Data provided —

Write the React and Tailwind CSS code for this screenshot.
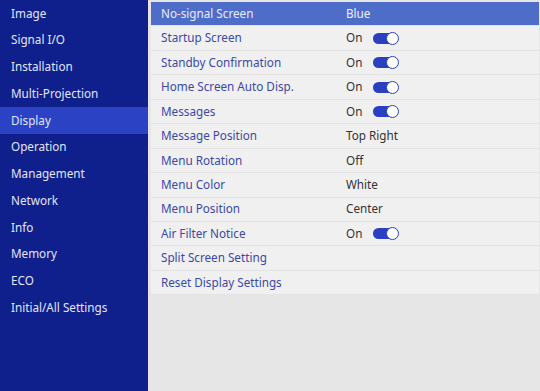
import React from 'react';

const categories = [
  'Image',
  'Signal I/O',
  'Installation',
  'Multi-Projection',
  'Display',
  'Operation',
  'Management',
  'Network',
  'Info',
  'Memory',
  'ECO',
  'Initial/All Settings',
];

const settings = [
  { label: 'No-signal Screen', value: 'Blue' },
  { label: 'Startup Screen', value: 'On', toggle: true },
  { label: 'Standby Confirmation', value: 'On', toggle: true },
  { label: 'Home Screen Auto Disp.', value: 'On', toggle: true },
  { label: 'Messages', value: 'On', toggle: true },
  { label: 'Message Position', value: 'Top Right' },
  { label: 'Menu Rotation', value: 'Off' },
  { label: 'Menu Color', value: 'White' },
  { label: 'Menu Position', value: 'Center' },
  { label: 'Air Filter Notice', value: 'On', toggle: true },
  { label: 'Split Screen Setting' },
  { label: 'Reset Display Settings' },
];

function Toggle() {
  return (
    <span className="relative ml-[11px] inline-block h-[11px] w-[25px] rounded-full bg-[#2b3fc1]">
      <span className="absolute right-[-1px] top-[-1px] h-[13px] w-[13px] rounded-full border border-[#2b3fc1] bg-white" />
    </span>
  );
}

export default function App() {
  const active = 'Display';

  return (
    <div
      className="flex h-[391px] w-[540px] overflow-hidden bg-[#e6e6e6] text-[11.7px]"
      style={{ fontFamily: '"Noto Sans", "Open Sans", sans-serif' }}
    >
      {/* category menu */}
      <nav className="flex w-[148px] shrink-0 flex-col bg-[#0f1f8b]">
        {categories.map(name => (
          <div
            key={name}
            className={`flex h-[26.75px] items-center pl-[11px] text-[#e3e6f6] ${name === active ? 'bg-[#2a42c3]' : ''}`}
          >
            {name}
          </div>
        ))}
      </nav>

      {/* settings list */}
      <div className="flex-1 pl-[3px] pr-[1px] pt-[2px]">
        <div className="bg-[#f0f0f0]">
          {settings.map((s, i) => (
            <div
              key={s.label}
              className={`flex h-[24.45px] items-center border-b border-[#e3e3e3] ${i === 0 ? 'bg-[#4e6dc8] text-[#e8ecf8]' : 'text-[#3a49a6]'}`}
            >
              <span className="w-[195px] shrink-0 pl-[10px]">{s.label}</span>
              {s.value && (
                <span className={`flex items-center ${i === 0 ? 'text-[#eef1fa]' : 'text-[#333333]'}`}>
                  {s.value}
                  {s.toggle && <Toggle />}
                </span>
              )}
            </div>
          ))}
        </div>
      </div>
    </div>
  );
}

Instruction — Return all lines with the word "React" in them.

Solution below —
Write the React and Tailwind CSS code for this screenshot.
import React from 'react';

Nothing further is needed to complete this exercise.